Even so, when combined with creative redesigns to compensate for electron leakage and other effects, these two solutions have enabled chip manufacturers to continue shrinking their circuits and keeping their transistor counts on track with Moore's law. The question now is what will happen in the early 2020s, when continued scaling is no longer possible with silicon because quantum effects have come into play. What comes next? “We're still struggling,” says An Chen, an electrical engineer who works for the international chipmaker GlobalFoundries in Santa Clara, California, and who chairs a committee of the new road map that is looking into the question.

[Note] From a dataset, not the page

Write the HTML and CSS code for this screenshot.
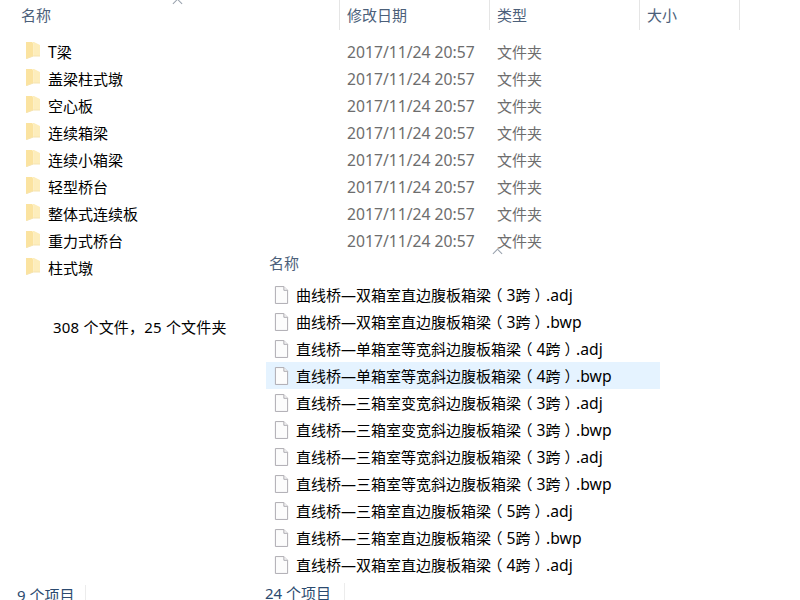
FILE: index.html
```html
<!DOCTYPE html>
<html lang="zh-CN">
<head>
    <meta charset="UTF-8">
    <title>文件夹</title>
    <link rel="stylesheet" href="styles.css">
</head>
<body>
    <svg class="defs" width="0" height="0">
        <symbol id="folder" viewBox="0 0 14 18">
            <path d="M0 0h6l1.500 2v12L0 17z" fill="#fbe3a0"/>
            <path d="M6 0h2l6 3v11H7.500V2z" fill="#fdedbb"/>
            <path d="M.5 16.500l7-2.500H14" fill="none" stroke="#f5e3b0"/>
        </symbol>
        <symbol id="file" viewBox="0 0 16 19">
            <path d="M1.500.500h9l4 4v14h-13z" fill="#fcfcfc" stroke="#aaa7ae"/>
            <path d="M10.500.500v4h4" fill="#f4f4f4" stroke="#aaa7ae"/>
        </symbol>
    </svg>

    <!-- ventana de atras -->
    <div class="window back">
        <div class="col-head">
            <span class="c-name">名称</span>
            <span class="c-date">修改日期</span>
            <span class="c-type">类型</span>
            <span class="c-size">大小</span>
        </div>
        <div class="sort-arrow back-arrow"></div>
        <ul class="folders">
            <li><svg class="ico-folder"><use href="#folder"/></svg><span class="c-label"><span class="latin">T</span>梁</span><span class="c-date">2017/11/24 20:57</span><span class="c-type">文件夹</span></li>
            <li><svg class="ico-folder"><use href="#folder"/></svg><span class="c-label">盖梁柱式墩</span><span class="c-date">2017/11/24 20:57</span><span class="c-type">文件夹</span></li>
            <li><svg class="ico-folder"><use href="#folder"/></svg><span class="c-label">空心板</span><span class="c-date">2017/11/24 20:57</span><span class="c-type">文件夹</span></li>
            <li><svg class="ico-folder"><use href="#folder"/></svg><span class="c-label">连续箱梁</span><span class="c-date">2017/11/24 20:57</span><span class="c-type">文件夹</span></li>
            <li><svg class="ico-folder"><use href="#folder"/></svg><span class="c-label">连续小箱梁</span><span class="c-date">2017/11/24 20:57</span><span class="c-type">文件夹</span></li>
            <li><svg class="ico-folder"><use href="#folder"/></svg><span class="c-label">轻型桥台</span><span class="c-date">2017/11/24 20:57</span><span class="c-type">文件夹</span></li>
            <li><svg class="ico-folder"><use href="#folder"/></svg><span class="c-label">整体式连续板</span><span class="c-date">2017/11/24 20:57</span><span class="c-type">文件夹</span></li>
            <li><svg class="ico-folder"><use href="#folder"/></svg><span class="c-label">重力式桥台</span><span class="c-date">2017/11/24 20:57</span><span class="c-type">文件夹</span></li>
            <li><svg class="ico-folder"><use href="#folder"/></svg><span class="c-label">柱式墩</span></li>
        </ul>
        <p class="summary">308 个文件，25 个文件夹</p>
        <div class="status">9 个项目</div>
    </div>

    <!-- ventana de adelante -->
    <div class="window front">
        <div class="front-head">名称</div>
        <ul class="files">
            <li><svg class="ico-file"><use href="#file"/></svg>曲线桥—双箱室直边腹板箱梁<span class="paren">（</span><span class="latin">3</span>跨<span class="paren">）</span><span class="latin">.adj</span></li>
            <li><svg class="ico-file"><use href="#file"/></svg>曲线桥—双箱室直边腹板箱梁<span class="paren">（</span><span class="latin">3</span>跨<span class="paren">）</span><span class="latin">.bwp</span></li>
            <li><svg class="ico-file"><use href="#file"/></svg>直线桥—单箱室等宽斜边腹板箱梁<span class="paren">（</span><span class="latin">4</span>跨<span class="paren">）</span><span class="latin">.adj</span></li>
            <li class="selected"><svg class="ico-file"><use href="#file"/></svg>直线桥—单箱室等宽斜边腹板箱梁<span class="paren">（</span><span class="latin">4</span>跨<span class="paren">）</span><span class="latin">.bwp</span></li>
            <li><svg class="ico-file"><use href="#file"/></svg>直线桥—三箱室变宽斜边腹板箱梁<span class="paren">（</span><span class="latin">3</span>跨<span class="paren">）</span><span class="latin">.adj</span></li>
            <li><svg class="ico-file"><use href="#file"/></svg>直线桥—三箱室变宽斜边腹板箱梁<span class="paren">（</span><span class="latin">3</span>跨<span class="paren">）</span><span class="latin">.bwp</span></li>
            <li><svg class="ico-file"><use href="#file"/></svg>直线桥—三箱室等宽斜边腹板箱梁<span class="paren">（</span><span class="latin">3</span>跨<span class="paren">）</span><span class="latin">.adj</span></li>
            <li><svg class="ico-file"><use href="#file"/></svg>直线桥—三箱室等宽斜边腹板箱梁<span class="paren">（</span><span class="latin">3</span>跨<span class="paren">）</span><span class="latin">.bwp</span></li>
            <li><svg class="ico-file"><use href="#file"/></svg>直线桥—三箱室直边腹板箱梁<span class="paren">（</span><span class="latin">5</span>跨<span class="paren">）</span><span class="latin">.adj</span></li>
            <li><svg class="ico-file"><use href="#file"/></svg>直线桥—三箱室直边腹板箱梁<span class="paren">（</span><span class="latin">5</span>跨<span class="paren">）</span><span class="latin">.bwp</span></li>
            <li><svg class="ico-file"><use href="#file"/></svg>直线桥—双箱室直边腹板箱梁<span class="paren">（</span><span class="latin">4</span>跨<span class="paren">）</span><span class="latin">.adj</span></li>
        </ul>
        <div class="status">24 个项目</div>
        <div class="sort-arrow front-arrow"></div>
    </div>
</body>
</html>
```

FILE: styles.css
```css
html, body {
    height: 100%;
}

body {
    margin: 0;
    background-color: #fff;
    color: #000;
    font-family: "Noto Sans", "Noto Sans CJK SC", sans-serif;
    font-size: 15px;
    overflow: hidden;
}

ul {
    list-style: none;
    margin: 0;
    padding: 0;
}

.defs {
    position: absolute;
}

.window {
    position: absolute;
}

.back {
    left: 0;
    top: 0;
    width: 800px;
    height: 600px;
}

.front {
    left: 266px;
    top: 250px;
    width: 394px;
    height: 350px;
}

.latin {
    font-size: 15.7px;
}

.col-head {
    display: flex;
    height: 30px;
    line-height: 30px;
    color: #4c607a;
}

.col-head span {
    box-sizing: border-box;
    height: 30px;
    padding-left: 7px;
    border-right: 1px solid #e5e5e5;
}

.col-head .c-name {
    width: 340px;
    padding-left: 21px;
    border-left: 0;
}

.col-head .c-date {
    width: 150px;
}

.col-head .c-type {
    width: 150px;
}

.col-head .c-size {
    width: 100px;
}

.sort-arrow {
    position: absolute;
    width: 6px;
    height: 6px;
    border-left: 1px solid #97a0ac;
    border-top: 1px solid #97a0ac;
    transform: rotate(45deg);
}

.back-arrow {
    left: 174px;
    top: 0;
}

.front-arrow {
    left: 228px;
    top: 0;
}

.folders {
    margin-top: 8px;
}

.folders li {
    display: flex;
    align-items: center;
    height: 27px;
    padding-left: 26px;
}

.ico-folder {
    width: 14px;
    height: 18px;
    margin-right: 8px;
    margin-top: -1px;
}

.c-label {
    width: 299px;
    white-space: nowrap;
}

.folders .c-date {
    width: 150px;
    color: #6d6d6d;
    font-size: 15.7px;
}

.folders .c-type {
    color: #6d6d6d;
}

.summary {
    margin: 36px 0 0 53px;
    line-height: 20px;
    letter-spacing: 0.2px;
}

.status {
    position: absolute;
    left: 17px;
    bottom: -5px;
    height: 20px;
    line-height: 20px;
    color: #2b4a6f;
    padding-right: 11px;
    border-right: 1px solid #ececec;
}

.front .status {
    left: -1px;
    bottom: -3px;
    padding-right: 13px;
}

.front-head {
    height: 26px;
    line-height: 26px;
    padding-left: 3px;
    color: #4c607a;
}

.files {
    margin-top: 5px;
}

.files li {
    display: flex;
    align-items: center;
    height: 27px;
    padding-left: 8px;
    white-space: nowrap;
}

.files .selected {
    background-color: #e5f3ff;
}

/* los parentesis de ancho completo van centrados en su celda */
.paren {
    font-feature-settings: "halt";
    padding: 0 4px;
}

.ico-file {
    width: 15px;
    height: 18px;
    margin-right: 7px;
    flex-shrink: 0;
}
```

That is not for a lack of ideas. One possibility is to embrace a completely new paradigm — something like quantum computing, which promises exponential speed-up for certain calculations, or neuromorphic computing, which aims to model processing elements on neurons in the brain. But none of these alternative paradigms has made it very far out of the laboratory. And many researchers think that quantum computing will offer advantages only for niche applications, rather than for the everyday tasks at which digital computing excels. “What does it mean to quantum-balance a chequebook?” wonders John Shalf, head of computer-science research at the Lawrence Berkeley National Laboratory in Berkeley, California.

Material differences

A different approach, which does stay in the digital realm, is the quest to find a 'millivolt switch': a material that could be used for devices at least as fast as their silicon counterparts, but that would generate much less heat. There are many candidates, ranging from 2D graphene-like compounds to spintronic materials that would compute by flipping electron spins rather than by moving electrons. “There is an enormous research space to be explored once you step outside the confines of the established technology,” says Thomas Theis, a physicist who directs the nanoelectronics initiative at the Semiconductor Research Corporation (SRC), a research-funding consortium in Durham, North Carolina.

“My bet is that we run out of money before we run out of physics.”

Unfortunately, no millivolt switch has made it out of the laboratory either. That leaves the architectural approach: stick with silicon, but configure it in entirely new ways. One popular option is to go 3D. Instead of etching flat circuits onto the surface of a silicon wafer, build skyscrapers: stack many thin layers of silicon with microcircuitry etched into each. In principle, this should make it possible to pack more computational power into the same space. In practice, however, this currently works only with memory chips, which do not have a heat problem: they use circuits that consume power only when a memory cell is accessed, which is not that often. One example is the Hybrid Memory Cube design, a stack of as many as eight memory layers that is being pursued by an industry consortium originally launched by Samsung and memory-maker Micron Technology in Boise, Idaho.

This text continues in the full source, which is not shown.